EDITOR’S NOTE: I’ve asked Phawker contributors to send in dispatches describing their lives under quarantine. Enjoy.
BY DAN TABOR FILM CRITIC So, for my day job, I do IT. Luckily it’s something you can do from almost anywhere. I work for a successful local non-essential retailer whose home offices are based in Center City. Our stores may be closed for the time being, but retail life is all about planning ahead — since it can sometimes take 3 to 6 months to get a product in stores. So currently all of corporate is working from home, pulling normal 8 hour days getting ready to re-open when this all hopefully passes.
While I work in the city, I live in the suburbs and enjoyed that brief disconnect when I would hop on SEPTA to decompress on the way home, it’s where I do most of my writing that you read here. Now, I fall out of bed about a half an hour before I would normally get into the office, grab a quick bite, and get online so I can start my work for the day. Then I basically sit in my home office and stare at a screen for eight hours, sometimes running on my treadmill in my basement on my lunch break. At the end of the work day I shut down my laptop and simply go downstairs to my living room in an attempt to decompress, leaving what transpired during the work day upstairs.

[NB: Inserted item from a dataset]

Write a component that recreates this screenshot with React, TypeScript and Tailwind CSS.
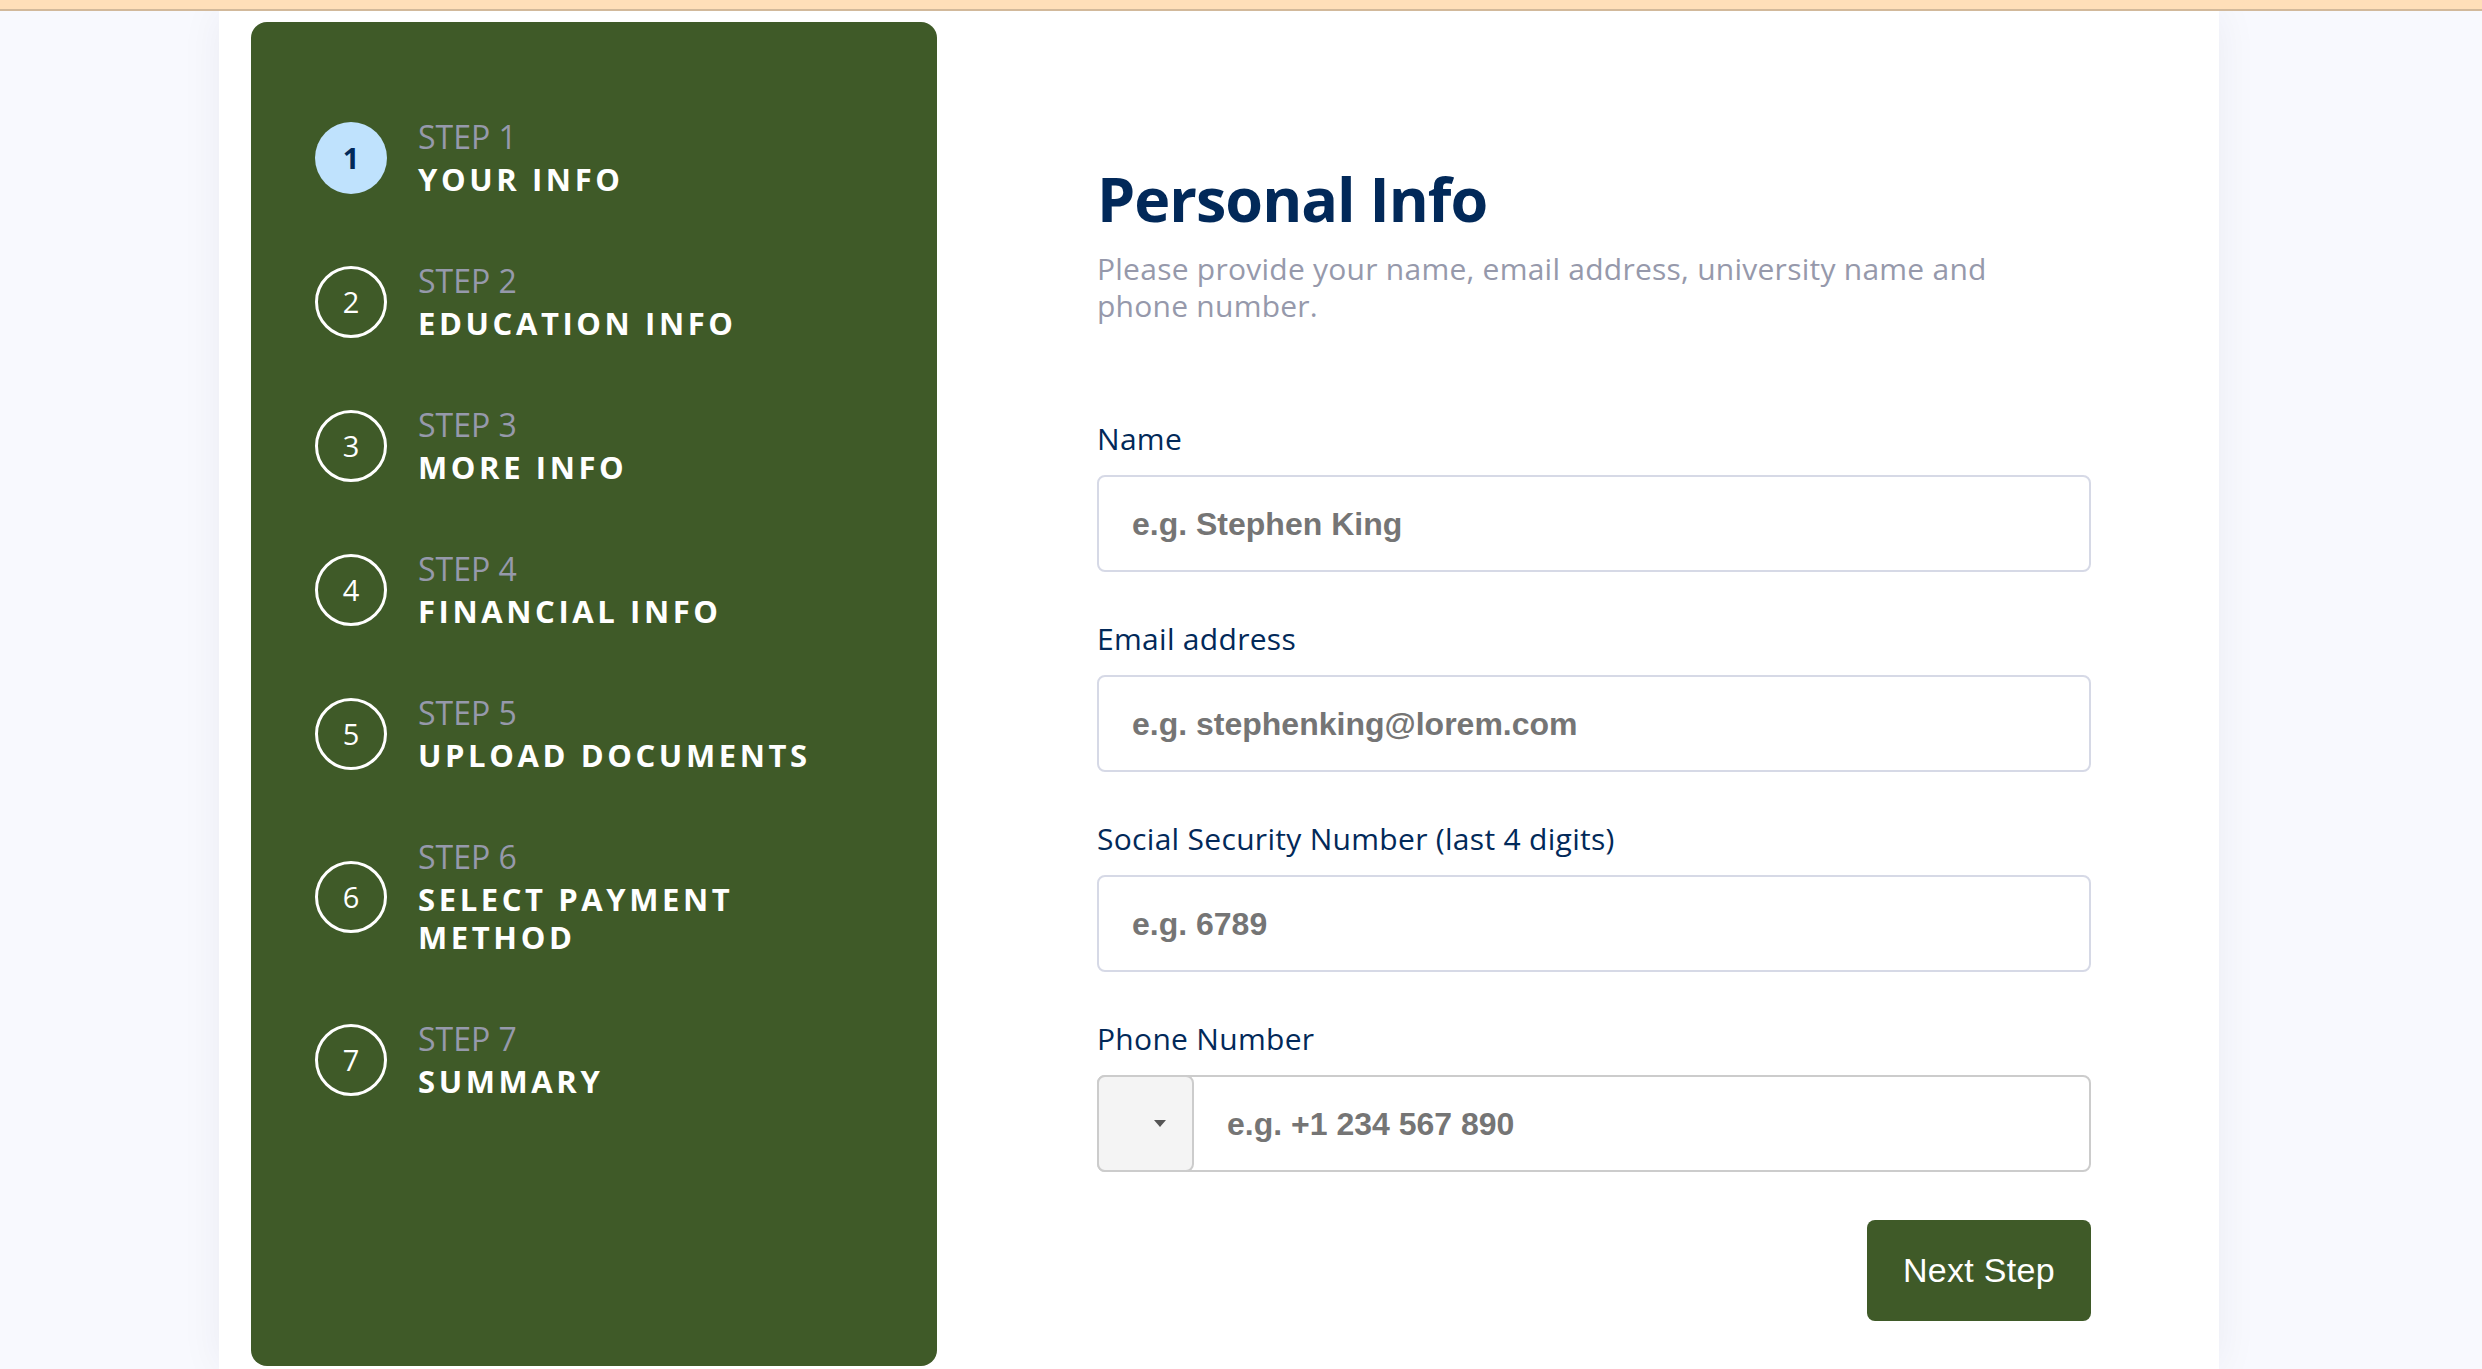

My day job had a very fun, social atmosphere. We were the kind of small business that never missed an excuse to have a company sponsored happy hour. These days I sit in solitary and go about my daily tasks, working to stay motivated, often times feeling a lot like Sam Rockwell in Moon. It took me a good week to acclimate myself to working from home and to be honest I don’t know how you freelancers do it. It’s so easy to get distracted and I feel like you have to double your focus and participation, just so no one thinks you’re off playing Animal Crossing instead of doing your job. Needless to say I miss interacting with my colleagues and people in general, and while you do get the mild pleasantries when you IM a coworker or attend an online meeting, everyone feels distant and preoccupied, and it’s completely understandable.

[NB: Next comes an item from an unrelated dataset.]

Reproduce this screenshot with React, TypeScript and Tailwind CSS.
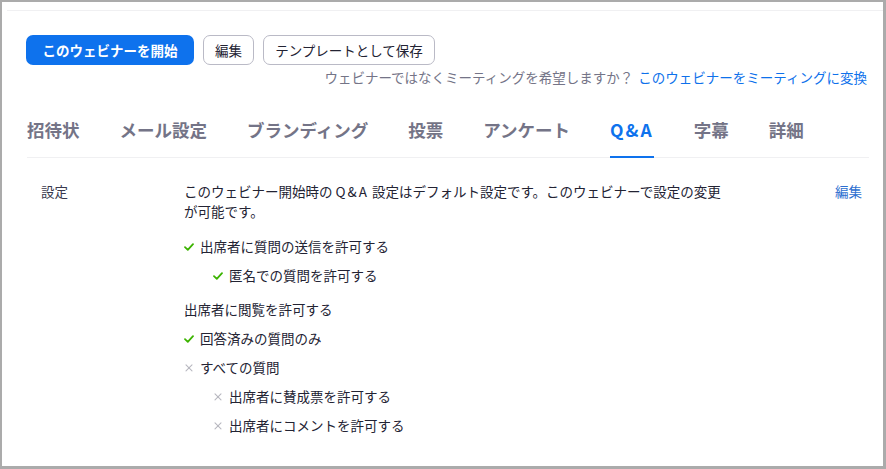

But what about the movies? I’m the movie guy, right.
One of my favorite things is going to the movies. Nothing is quite like that communal experience of watching a film with a crowd of like-minded individuals. I mean I fly to Austin every year to do just that at the Alamo Drafthouse during Fantastic Fest. Unlike some critics, I not only go to the theater to see films I review proper, but I also had an odd Friday night ritual of going to see the latest horror release that often didn’t get the official critic screening treatment. That is something that’s simply impossible right now. All the big theater chains and the indie houses have shuttered and from what I understand, when all this goes back to “normal”, whatever that may be, we might lose a few theaters, and possibly entire chains in the process.
Film festivals have been cancelled, movies have been delayed indefinitely and the whole Hollywood machine as a whole has come to a grinding halt. Don’t get me wrong, there are far worse things happening in our world right now, but film doesn’t act as just entertainment in tumultuous times. It is also an outlet for escape, a release, giving you the ability to lose yourself in a story projected with light in a darkened theater. You can’t do that now. While you still can see a few of the latest releases from the comfort of your couch, you have to do so in your own home, thanks to quarantine. But there you are still vulnerable to the same distractions you would normally go to the movies to get away from, since part of the theatrical experience is leaving that all behind until the lights come back up.
What’s that line in Lynch’s Dune?
“I must not fear. Fear is the mind-killer.”
At this point the only way I get through my day I try to abstain from consuming too much news if possible and keep to my daily regimen of 60’s television re-runs (My Favorite Martian [pictured, above] is a current favorite) and nightly movies with my wife who is also working from home. The news is just too distressing and honestly makes it near impossible to focus at all. The first week I was home I couldn’t write not only because I didn’t have that train ride disconnect, but because it was the 2016 election for me all over again. I was glued to the news consuming every ever worsening update I could while slowly being consumed by the Fever Swamps of Sadness in my mind. I mean I’ve seen 12 Monkeys, so I know where this could go and we are currently in the worst timeline version thanks to Trump.
So that’s me. I am desperately trying to stay busy (Yesterday I used a YouTube video to repair a broken ice maker in my fridge), and looking for that rare ray of positivity as I turn a blind eye to the rest for now. It’s like what Olaf said in Frozen 2, “this is called controlling what you can when things are out of control”.